Par Stéphane Burlot, pour Ballast
À part quelques personnes critiques, comme Bensaïd ou Löwy, comment expliquez-vous le fait que les mouvements de gauche, plus ou moins radicaux, se présentent encore très souvent comme « progressistes » ?
Ce mot, pourtant, a désormais peu de signification. Il y a une époque où il en avait une (on était en accord avec un certain sens de l’Histoire, on supposait que cette dernière progressait vers l’émancipation, la libération et un avenir d’égalité). Mais le XIX et le XXe siècle nous ont donné une leçon : l’Histoire ne progresse pas parce que l’Histoire n’existe pas. Il n’y a pas de mouvement historique global qui porterait les mouvements égalitaires. Donc, j’y reviens : l’opposition nette reste entre l’égalité et l’inégalité. Vous le savez aussi bien que moi : désormais, la droite aime à dire que la gauche est réactionnaire, passéiste, archaïque et conservatrice car elle ne veut pas des « changements nécessaires ». Depuis trente ou quarante ans, on assiste à une sorte d’inversion du discours progressiste marxiste : c’est la droite qui a récupéré le sens de l’Histoire, c’est la droite qui explique les sacrifices qu’il convient de faire au nom de l’avenir, qui explique qu’il faut abandonner les vieux archaïsmes que sont les lois sociales, la protection sociale, les services publics, et ainsi de suite. Ces clivages, qui définissaient des réflexes, des habitudes, se sont trouvés brouillés. Il suffit de penser à la manière dont une série de thèmes de gauche ont été retournés, depuis trois décennies, pour comprendre qu’il faut clarifier l’usage des termes « temporels » quand il s’agit d’évaluer les conduites et pratiques politiques.

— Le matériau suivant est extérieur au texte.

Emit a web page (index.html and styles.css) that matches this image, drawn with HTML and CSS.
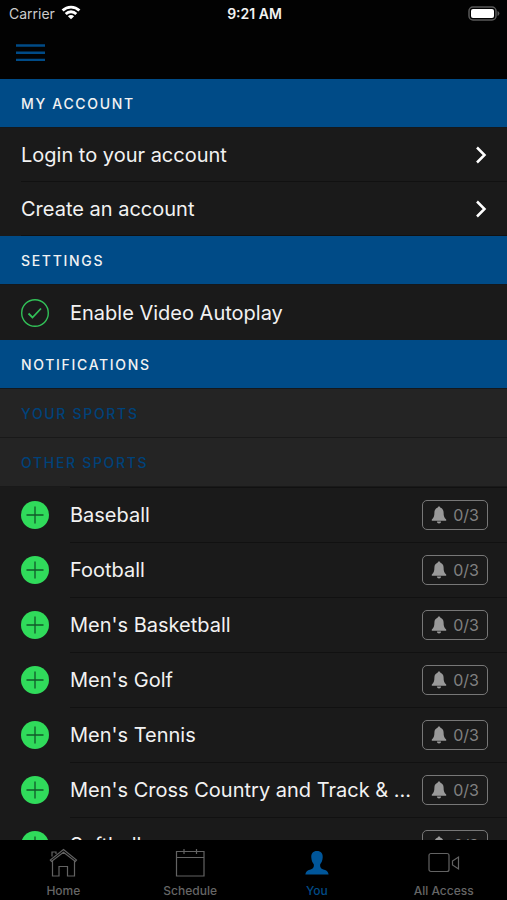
FILE: index.html
```html
<!DOCTYPE html>
<html lang="en">
<head>
<meta charset="utf-8">
<meta name="viewport" content="width=device-width, initial-scale=1">
<title>You</title>
<link rel="stylesheet" href="styles.css">
</head>
<body>
<svg class="sprite" aria-hidden="true">
  <symbol id="bell" viewBox="0 0 16 18"><path d="M8 .6c.8 0 1.3.5 1.4 1.2 2 .6 3.200 2.300 3.200 4.700 0 3.700.7 5.500 2.600 7.100v1.200H.8v-1.200c1.900-1.600 2.600-3.400 2.600-7.100 0-2.400 1.200-4.100 3.200-4.700C6.700 1.100 7.200.6 8 .6zM5.900 15.600h4.200a2.100 1.900 0 0 1-4.200 0z"/></symbol>
  <symbol id="plus" viewBox="0 0 28 28"><circle cx="14" cy="14" r="14" fill="#30db5b"/><path d="M14 5.500v17M5.500 14h17" stroke="#12582a" stroke-width="1.300" fill="none"/></symbol>
  <symbol id="chevron" viewBox="0 0 12 18"><path d="M2 1.500 9.500 9 2 16.500" fill="none" stroke="#fff" stroke-width="2.500"/></symbol>
</svg>
<div class="app">
  <header class="top">
    <div class="status">
      <span class="carrier">Carrier
        <svg width="20" height="15" viewBox="0 0 20 15" aria-hidden="true"><g fill="none" stroke="#fff" stroke-width="2.800"><path d="M1.600 5.600a12 12 0 0 1 16.800 0"/><path d="M4.700 8.900a7.600 7.600 0 0 1 10.600 0"/></g><path d="M10 14.300 6.900 11.200a4.400 4.400 0 0 1 6.200 0z" fill="#fff"/></svg>
      </span>
      <span class="time">9:21 AM</span>
      <svg class="battery" width="32" height="15" viewBox="0 0 32 15" aria-hidden="true"><rect x="1" y="1" width="27" height="13" rx="4" fill="none" stroke="#5a5a5a" stroke-width="1.500"/><rect x="3" y="3" width="23" height="9" rx="2" fill="#fff"/><path d="M29.500 5a2.600 2.600 0 0 1 0 5z" fill="#5a5a5a"/></svg>
    </div>
    <button class="menu" aria-label="Menu"><svg width="29" height="20" viewBox="0 0 29 20"><path d="M0 2.500h29M0 9.700h29M0 16.900h29" stroke="#004b87" stroke-width="2.400"/></svg></button>
  </header>
  <main class="content">
    <h2 class="section">MY ACCOUNT</h2>
    <a class="link" href="#login">Login to your account<svg class="chevron"><use href="#chevron"/></svg></a>
    <a class="link" href="#create">Create an account<svg class="chevron"><use href="#chevron"/></svg></a>
    <h2 class="section">SETTINGS</h2>
    <label class="row"><span class="toggle"><input type="checkbox" checked><svg class="icon" viewBox="0 0 28 28"><circle cx="14" cy="14" r="13.300"/><path d="m7.500 14.500 4 4 8.500-9" stroke-width="1.800"/></svg></span><span class="name">Enable Video Autoplay</span></label>
    <h2 class="section">NOTIFICATIONS</h2>
    <h3 class="section sub">YOUR SPORTS</h3>
    <h3 class="section sub">OTHER SPORTS</h3>
    <ul class="sports">
      <li class="row"><button class="add" aria-label="Add Baseball"><svg class="icon"><use href="#plus"/></svg></button><div class="sport"><span class="name">Baseball</span><button class="count"><svg class="bell"><use href="#bell"/></svg>0/3</button></div></li>
      <li class="row"><button class="add" aria-label="Add Football"><svg class="icon"><use href="#plus"/></svg></button><div class="sport"><span class="name">Football</span><button class="count"><svg class="bell"><use href="#bell"/></svg>0/3</button></div></li>
      <li class="row"><button class="add" aria-label="Add Men's Basketball"><svg class="icon"><use href="#plus"/></svg></button><div class="sport"><span class="name">Men's Basketball</span><button class="count"><svg class="bell"><use href="#bell"/></svg>0/3</button></div></li>
      <li class="row"><button class="add" aria-label="Add Men's Golf"><svg class="icon"><use href="#plus"/></svg></button><div class="sport"><span class="name">Men's Golf</span><button class="count"><svg class="bell"><use href="#bell"/></svg>0/3</button></div></li>
      <li class="row"><button class="add" aria-label="Add Men's Tennis"><svg class="icon"><use href="#plus"/></svg></button><div class="sport"><span class="name">Men's Tennis</span><button class="count"><svg class="bell"><use href="#bell"/></svg>0/3</button></div></li>
      <li class="row"><button class="add" aria-label="Add Men's Cross Country and Track"><svg class="icon"><use href="#plus"/></svg></button><div class="sport"><span class="name">Men's Cross Country and Track &amp; ...</span><button class="count"><svg class="bell"><use href="#bell"/></svg>0/3</button></div></li>
      <li class="row"><button class="add" aria-label="Add Softball"><svg class="icon"><use href="#plus"/></svg></button><div class="sport"><span class="name">Softball</span><button class="count"><svg class="bell"><use href="#bell"/></svg>0/3</button></div></li>
    </ul>
  </main>
  <nav class="tabs">
    <a href="#home"><svg viewBox="0 0 32 30"><path d="M5 8.500V4h4v2M4.500 13.500 3.300 12 16.500 1.500 29.500 12l-1.200 1.500L16.500 4.200zM5.500 13v15H12V18.500h8.500V28h7V13"/></svg>Home</a>
    <a href="#schedule"><svg viewBox="0 0 32 30"><path d="M2.500 3.500h27.500V28H2.500zM2.500 9.500H30M10 1v5M22.500 1v5"/></svg>Schedule</a>
    <a class="active" href="#you"><svg viewBox="0 0 32 30"><path class="solid" d="M16 3c4 0 6 2.500 5.700 6.500-.2 3.500-1.400 5.300-2.500 6.700-.4 2.600.3 4 2.600 5 3.500 1.200 5.400 2 5.800 5.300H4.400c.4-3.300 2.300-4.100 5.800-5.300 2.300-1 3-2.400 2.600-5-1.100-1.400-2.300-3.200-2.500-6.700C10 5.500 12 3 16 3z"/></svg>You</a>
    <a href="#access"><svg viewBox="0 0 32 30"><rect x="1" y="5.500" width="20" height="18" rx="2"/><path d="M24.500 13 30.500 9v12l-6-4z"/></svg>All Access</a>
  </nav>
</div>
</body>
</html>
```
FILE: styles.css
```css
* { box-sizing: border-box; }
body {
  margin: 0;
  background: #020202;
  color: #f2f2f2;
  font-family: Inter, "Liberation Sans", sans-serif;
  font-size: 20px;
}
button { padding: 0; border: 0; background: none; color: inherit; font: inherit; }
a { color: inherit; text-decoration: none; }
svg { display: block; flex: none; }
.sprite { position: absolute; width: 0; height: 0; }

.app { display: flex; flex-direction: column; height: 100vh; }

.top { height: 79px; flex: none; }
.status {
  display: grid;
  grid-template-columns: 1fr auto 1fr;
  align-items: center;
  height: 27px;
  padding: 0 7px 0 9px;
  font-size: 14px;
}
.carrier { display: flex; align-items: center; gap: 6px; color: #ccc; }
.carrier svg { margin-bottom: 2px; }
.time { font-weight: 600; }
.battery { justify-self: end; }
.menu { display: block; margin: 16px 16px; }

.content { flex: 1; min-height: 0; overflow: hidden; background: #1a1a1a; }
.section {
  display: flex;
  align-items: center;
  height: 49px;
  margin: 0;
  padding: 0 21px;
  border-bottom: 1px solid #14181c;
  background: #004b87;
  font-size: 14px;
  font-weight: 500;
  letter-spacing: 0.12em;
}
.sub { background: #242424; border-color: #191919; color: #00427a; }
.link {
  display: flex;
  align-items: center;
  justify-content: space-between;
  height: 54px;
  margin-left: 21px;
  padding-right: 20px;
  border-bottom: 1px solid #111;
}
.chevron { width: 12px; height: 18px; }

.row { display: flex; align-items: center; gap: 21px; height: 55px; padding-left: 21px; }
.icon { width: 28px; height: 28px; }
.toggle { display: grid; }
.toggle > * { grid-area: 1 / 1; }
.toggle input { appearance: none; width: 28px; height: 28px; margin: 0; }
.toggle svg { fill: none; stroke: #32c158; stroke-width: 1.4; pointer-events: none; }
.sports { margin: 0; padding: 0; list-style: none; }
.sport {
  display: flex;
  flex: 1;
  min-width: 0;
  align-items: center;
  justify-content: space-between;
  gap: 8px;
  height: 55px;
  padding-right: 19px;
  border-top: 1px solid #111;
}
.name { min-width: 0; overflow: hidden; white-space: nowrap; }
.count {
  display: flex;
  flex: none;
  align-items: center;
  justify-content: center;
  gap: 6px;
  width: 66px;
  height: 30px;
  border: 1px solid #777;
  border-radius: 5px;
  color: #808080;
  font-size: 16px;
}
.bell { width: 16px; height: 18px; fill: #999; }

.tabs { display: grid; grid-template-columns: repeat(4, 1fr); flex: none; height: 60px; background: #000; }
.tabs a {
  display: flex;
  flex-direction: column;
  align-items: center;
  gap: 6px;
  padding-top: 8px;
  color: #666;
  font-size: 12px;
  font-weight: 500;
  line-height: 14px;
}
.tabs svg { width: 32px; height: 30px; fill: none; stroke: #636363; stroke-width: 1.2; }
.tabs .active { color: #004b87; }
.tabs .solid { fill: #00569a; stroke: none; }
```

Dans La Mésentente, vous écrivez que la politique est toujours « locale et occasionnelle ». Pourtant, vous avez plusieurs fois fait savoir que vous n’êtes pas un penseur de l’Évènement. Quelles nuances apportez-vous ?
S’il y a de la politique, ce n’est pas simplement parce qu’il y a des peuples, des souverains et des lois, mais parce qu’il y a une structuration spécifique de l’être-en-commun. La politique n’existe pas tout le temps, mais lorsqu’est préservé un excès propre à la politique — c’est-à-dire lorsque le peuple politique est toujours plus que la population comme recensement, plus que l’ensemble des groupes sociaux, plus que le peuple électoral que gère le gouvernement, plus que le peuple que sondent les instituts. Il y a politique pour autant qu’il y a manifestation de ce surplus : quand, par exemple, un peuple dans la rue qui s’oppose au peuple géré par le gouvernement, le parlement et les grandes institutions ; quand des gens se réunissent sur la Puerta del Sol, à Madrid, pour dire aux autres qu’ils ne les représentent pas ; quand un peuple, qui est en plus du peuple incorporé à l’État (comme sujet d’administration), se trouve en tension par rapport à ce dernier. C’est un premier point. Le deuxième, c’est que la politique se maintient toujours en fonction des moments événementiels. Si on prend l’histoire de France : 1789, 1830, 1848, la Commune, 1936, la Libération et 1968. S’il y a des partis et des stratégies à long terme, c’est parce qu’il y a des moments qui font rupture, des moments de délégitimation des pouvoirs en place, de la distribution des pouvoirs, de la répartition entre ceux qui gouvernent et ceux qui sont gouvernés, de la répartition entre les lieux politiques et ceux qui ne le sont pas. Ce sont des moments révolutionnaires ou subversifs qui font qu’il y a politique. On peut appeler ça « événement », mais ce qui m’importe, c’est la façon dont ces événements reconfigurent la distribution même des espaces, des temps et des identités sociales. Aussi, j’ai une certaine méfiance vis-à-vis de l’Événement pensé comme transcendance, comme surgissement ouvrant le cours de l’Histoire — ceci est l’objet d’échanges contradictoires avec Alain Badiou. C’est par l’événementiel qu’il y a de la politique, mais l’événementiel n’est pas à même d’être élucidé par quelque science ou discours spécifique afin d’en faire, ensuite, le principe d’une avant-garde. Je suis contre la conception transcendantale du chef politique comme celui qui interprète l’événement.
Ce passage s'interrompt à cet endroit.